● **Exercise directions**
Reproduce the listing below in full and without alteration, apart from its pictures.

● **Supplied information**
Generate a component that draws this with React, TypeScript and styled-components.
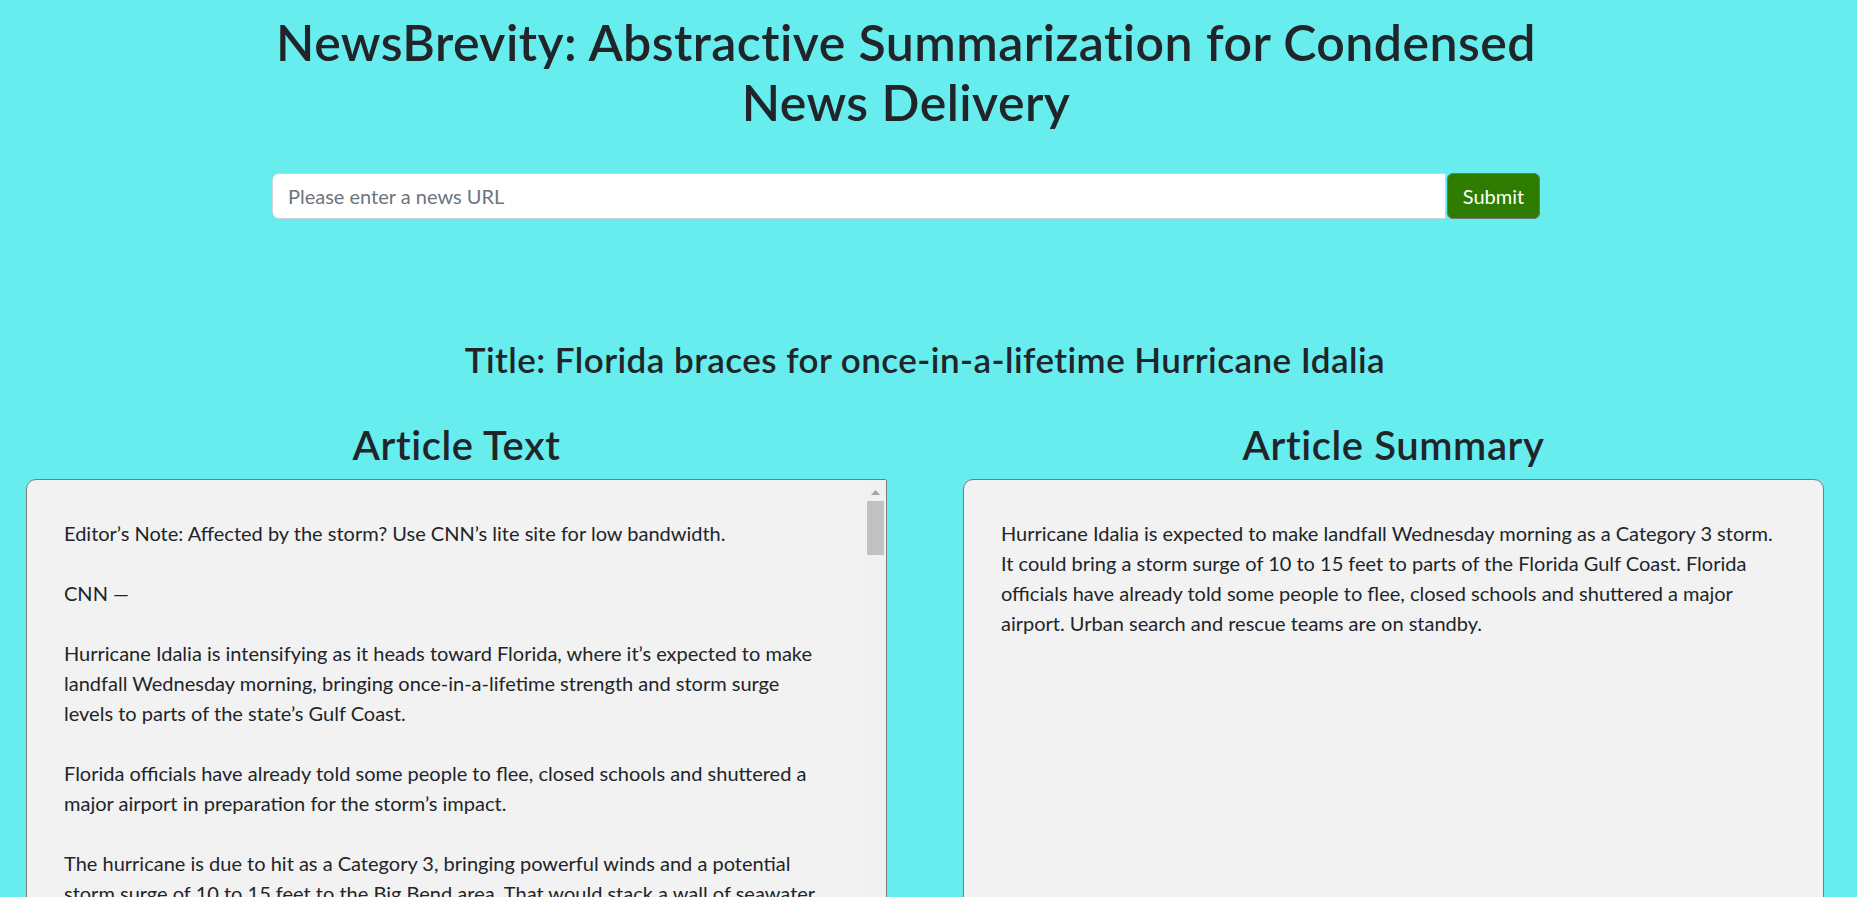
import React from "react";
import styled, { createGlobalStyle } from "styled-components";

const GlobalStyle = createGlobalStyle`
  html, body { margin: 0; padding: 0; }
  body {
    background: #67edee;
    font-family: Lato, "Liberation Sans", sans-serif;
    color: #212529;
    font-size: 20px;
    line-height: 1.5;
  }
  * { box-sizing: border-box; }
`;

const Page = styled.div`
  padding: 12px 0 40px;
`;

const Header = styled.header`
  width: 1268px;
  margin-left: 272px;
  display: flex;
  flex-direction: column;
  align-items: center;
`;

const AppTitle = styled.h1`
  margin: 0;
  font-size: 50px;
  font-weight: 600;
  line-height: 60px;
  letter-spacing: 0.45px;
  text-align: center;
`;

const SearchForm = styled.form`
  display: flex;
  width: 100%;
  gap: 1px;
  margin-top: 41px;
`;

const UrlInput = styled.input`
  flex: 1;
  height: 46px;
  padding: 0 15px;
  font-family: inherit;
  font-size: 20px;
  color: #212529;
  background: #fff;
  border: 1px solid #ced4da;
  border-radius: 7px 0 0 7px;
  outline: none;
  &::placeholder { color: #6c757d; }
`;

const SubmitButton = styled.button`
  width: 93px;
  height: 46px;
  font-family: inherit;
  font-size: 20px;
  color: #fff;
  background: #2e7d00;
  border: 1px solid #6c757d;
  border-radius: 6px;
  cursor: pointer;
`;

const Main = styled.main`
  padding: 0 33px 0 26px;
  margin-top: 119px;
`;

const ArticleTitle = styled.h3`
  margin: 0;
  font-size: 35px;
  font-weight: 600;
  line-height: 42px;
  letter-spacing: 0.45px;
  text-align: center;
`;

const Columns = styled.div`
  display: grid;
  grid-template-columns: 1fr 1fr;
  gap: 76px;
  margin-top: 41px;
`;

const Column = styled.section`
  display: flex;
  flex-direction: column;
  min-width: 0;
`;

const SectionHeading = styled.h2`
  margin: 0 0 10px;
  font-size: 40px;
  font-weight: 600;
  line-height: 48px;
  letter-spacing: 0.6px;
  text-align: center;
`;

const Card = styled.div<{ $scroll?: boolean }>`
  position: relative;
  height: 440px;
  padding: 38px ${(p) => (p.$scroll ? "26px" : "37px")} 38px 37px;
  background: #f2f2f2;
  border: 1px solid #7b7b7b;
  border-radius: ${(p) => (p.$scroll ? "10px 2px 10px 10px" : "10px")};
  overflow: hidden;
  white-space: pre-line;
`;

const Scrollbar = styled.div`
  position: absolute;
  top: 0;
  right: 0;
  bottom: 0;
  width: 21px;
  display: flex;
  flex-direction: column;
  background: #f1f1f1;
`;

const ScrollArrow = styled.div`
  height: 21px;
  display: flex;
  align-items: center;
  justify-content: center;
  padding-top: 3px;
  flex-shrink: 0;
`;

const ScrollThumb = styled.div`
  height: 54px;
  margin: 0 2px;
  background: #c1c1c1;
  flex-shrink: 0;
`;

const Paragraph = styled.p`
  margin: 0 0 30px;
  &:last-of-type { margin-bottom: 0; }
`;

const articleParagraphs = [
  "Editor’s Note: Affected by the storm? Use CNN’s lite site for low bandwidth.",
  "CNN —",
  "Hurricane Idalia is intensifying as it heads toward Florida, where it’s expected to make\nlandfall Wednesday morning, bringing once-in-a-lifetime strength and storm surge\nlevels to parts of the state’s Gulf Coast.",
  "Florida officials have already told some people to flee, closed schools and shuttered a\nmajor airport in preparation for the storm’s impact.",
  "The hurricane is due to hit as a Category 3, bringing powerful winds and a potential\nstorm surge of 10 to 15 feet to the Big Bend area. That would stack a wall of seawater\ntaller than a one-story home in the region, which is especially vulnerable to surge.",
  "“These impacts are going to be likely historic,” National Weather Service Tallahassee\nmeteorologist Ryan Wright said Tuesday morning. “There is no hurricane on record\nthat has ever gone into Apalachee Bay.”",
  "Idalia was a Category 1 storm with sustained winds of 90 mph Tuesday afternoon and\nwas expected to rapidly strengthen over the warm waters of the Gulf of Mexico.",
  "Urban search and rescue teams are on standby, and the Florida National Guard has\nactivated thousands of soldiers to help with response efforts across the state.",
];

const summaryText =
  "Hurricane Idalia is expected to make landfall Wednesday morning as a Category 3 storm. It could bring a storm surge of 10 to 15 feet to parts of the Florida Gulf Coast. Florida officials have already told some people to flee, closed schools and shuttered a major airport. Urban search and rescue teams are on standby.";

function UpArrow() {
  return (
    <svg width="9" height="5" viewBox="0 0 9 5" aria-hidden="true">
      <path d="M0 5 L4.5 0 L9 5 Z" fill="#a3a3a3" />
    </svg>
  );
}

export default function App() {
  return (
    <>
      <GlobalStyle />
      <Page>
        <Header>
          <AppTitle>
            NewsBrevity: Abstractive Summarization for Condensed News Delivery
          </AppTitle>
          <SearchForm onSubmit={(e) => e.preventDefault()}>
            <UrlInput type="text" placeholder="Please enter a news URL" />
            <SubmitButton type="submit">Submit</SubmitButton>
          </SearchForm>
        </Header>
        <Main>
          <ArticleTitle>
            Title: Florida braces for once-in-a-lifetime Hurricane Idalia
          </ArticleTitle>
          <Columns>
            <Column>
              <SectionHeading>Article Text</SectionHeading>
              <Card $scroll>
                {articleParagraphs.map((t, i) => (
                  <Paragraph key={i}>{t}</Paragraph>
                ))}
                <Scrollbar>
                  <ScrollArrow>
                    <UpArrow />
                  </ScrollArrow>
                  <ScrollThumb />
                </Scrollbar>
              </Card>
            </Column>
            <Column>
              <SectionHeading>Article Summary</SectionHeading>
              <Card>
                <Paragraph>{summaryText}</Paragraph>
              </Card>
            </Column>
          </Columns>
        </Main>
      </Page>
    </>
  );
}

● **Reply to the task**
Generate a component that draws this with React, TypeScript and styled-components.
import React from "react";
import styled, { createGlobalStyle } from "styled-components";

const GlobalStyle = createGlobalStyle`
  html, body { margin: 0; padding: 0; }
  body {
    background: #67edee;
    font-family: Lato, "Liberation Sans", sans-serif;
    color: #212529;
    font-size: 20px;
    line-height: 1.5;
  }
  * { box-sizing: border-box; }
`;

const Page = styled.div`
  padding: 12px 0 40px;
`;

const Header = styled.header`
  width: 1268px;
  margin-left: 272px;
  display: flex;
  flex-direction: column;
  align-items: center;
`;

const AppTitle = styled.h1`
  margin: 0;
  font-size: 50px;
  font-weight: 600;
  line-height: 60px;
  letter-spacing: 0.45px;
  text-align: center;
`;

const SearchForm = styled.form`
  display: flex;
  width: 100%;
  gap: 1px;
  margin-top: 41px;
`;

const UrlInput = styled.input`
  flex: 1;
  height: 46px;
  padding: 0 15px;
  font-family: inherit;
  font-size: 20px;
  color: #212529;
  background: #fff;
  border: 1px solid #ced4da;
  border-radius: 7px 0 0 7px;
  outline: none;
  &::placeholder { color: #6c757d; }
`;

const SubmitButton = styled.button`
  width: 93px;
  height: 46px;
  font-family: inherit;
  font-size: 20px;
  color: #fff;
  background: #2e7d00;
  border: 1px solid #6c757d;
  border-radius: 6px;
  cursor: pointer;
`;

const Main = styled.main`
  padding: 0 33px 0 26px;
  margin-top: 119px;
`;

const ArticleTitle = styled.h3`
  margin: 0;
  font-size: 35px;
  font-weight: 600;
  line-height: 42px;
  letter-spacing: 0.45px;
  text-align: center;
`;

const Columns = styled.div`
  display: grid;
  grid-template-columns: 1fr 1fr;
  gap: 76px;
  margin-top: 41px;
`;

const Column = styled.section`
  display: flex;
  flex-direction: column;
  min-width: 0;
`;

const SectionHeading = styled.h2`
  margin: 0 0 10px;
  font-size: 40px;
  font-weight: 600;
  line-height: 48px;
  letter-spacing: 0.6px;
  text-align: center;
`;

const Card = styled.div<{ $scroll?: boolean }>`
  position: relative;
  height: 440px;
  padding: 38px ${(p) => (p.$scroll ? "26px" : "37px")} 38px 37px;
  background: #f2f2f2;
  border: 1px solid #7b7b7b;
  border-radius: ${(p) => (p.$scroll ? "10px 2px 10px 10px" : "10px")};
  overflow: hidden;
  white-space: pre-line;
`;

const Scrollbar = styled.div`
  position: absolute;
  top: 0;
  right: 0;
  bottom: 0;
  width: 21px;
  display: flex;
  flex-direction: column;
  background: #f1f1f1;
`;

const ScrollArrow = styled.div`
  height: 21px;
  display: flex;
  align-items: center;
  justify-content: center;
  padding-top: 3px;
  flex-shrink: 0;
`;

const ScrollThumb = styled.div`
  height: 54px;
  margin: 0 2px;
  background: #c1c1c1;
  flex-shrink: 0;
`;

const Paragraph = styled.p`
  margin: 0 0 30px;
  &:last-of-type { margin-bottom: 0; }
`;

const articleParagraphs = [
  "Editor’s Note: Affected by the storm? Use CNN’s lite site for low bandwidth.",
  "CNN —",
  "Hurricane Idalia is intensifying as it heads toward Florida, where it’s expected to make\nlandfall Wednesday morning, bringing once-in-a-lifetime strength and storm surge\nlevels to parts of the state’s Gulf Coast.",
  "Florida officials have already told some people to flee, closed schools and shuttered a\nmajor airport in preparation for the storm’s impact.",
  "The hurricane is due to hit as a Category 3, bringing powerful winds and a potential\nstorm surge of 10 to 15 feet to the Big Bend area. That would stack a wall of seawater\ntaller than a one-story home in the region, which is especially vulnerable to surge.",
  "“These impacts are going to be likely historic,” National Weather Service Tallahassee\nmeteorologist Ryan Wright said Tuesday morning. “There is no hurricane on record\nthat has ever gone into Apalachee Bay.”",
  "Idalia was a Category 1 storm with sustained winds of 90 mph Tuesday afternoon and\nwas expected to rapidly strengthen over the warm waters of the Gulf of Mexico.",
  "Urban search and rescue teams are on standby, and the Florida National Guard has\nactivated thousands of soldiers to help with response efforts across the state.",
];

const summaryText =
  "Hurricane Idalia is expected to make landfall Wednesday morning as a Category 3 storm. It could bring a storm surge of 10 to 15 feet to parts of the Florida Gulf Coast. Florida officials have already told some people to flee, closed schools and shuttered a major airport. Urban search and rescue teams are on standby.";

function UpArrow() {
  return (
    <svg width="9" height="5" viewBox="0 0 9 5" aria-hidden="true">
      <path d="M0 5 L4.5 0 L9 5 Z" fill="#a3a3a3" />
    </svg>
  );
}

export default function App() {
  return (
    <>
      <GlobalStyle />
      <Page>
        <Header>
          <AppTitle>
            NewsBrevity: Abstractive Summarization for Condensed News Delivery
          </AppTitle>
          <SearchForm onSubmit={(e) => e.preventDefault()}>
            <UrlInput type="text" placeholder="Please enter a news URL" />
            <SubmitButton type="submit">Submit</SubmitButton>
          </SearchForm>
        </Header>
        <Main>
          <ArticleTitle>
            Title: Florida braces for once-in-a-lifetime Hurricane Idalia
          </ArticleTitle>
          <Columns>
            <Column>
              <SectionHeading>Article Text</SectionHeading>
              <Card $scroll>
                {articleParagraphs.map((t, i) => (
                  <Paragraph key={i}>{t}</Paragraph>
                ))}
                <Scrollbar>
                  <ScrollArrow>
                    <UpArrow />
                  </ScrollArrow>
                  <ScrollThumb />
                </Scrollbar>
              </Card>
            </Column>
            <Column>
              <SectionHeading>Article Summary</SectionHeading>
              <Card>
                <Paragraph>{summaryText}</Paragraph>
              </Card>
            </Column>
          </Columns>
        </Main>
      </Page>
    </>
  );
}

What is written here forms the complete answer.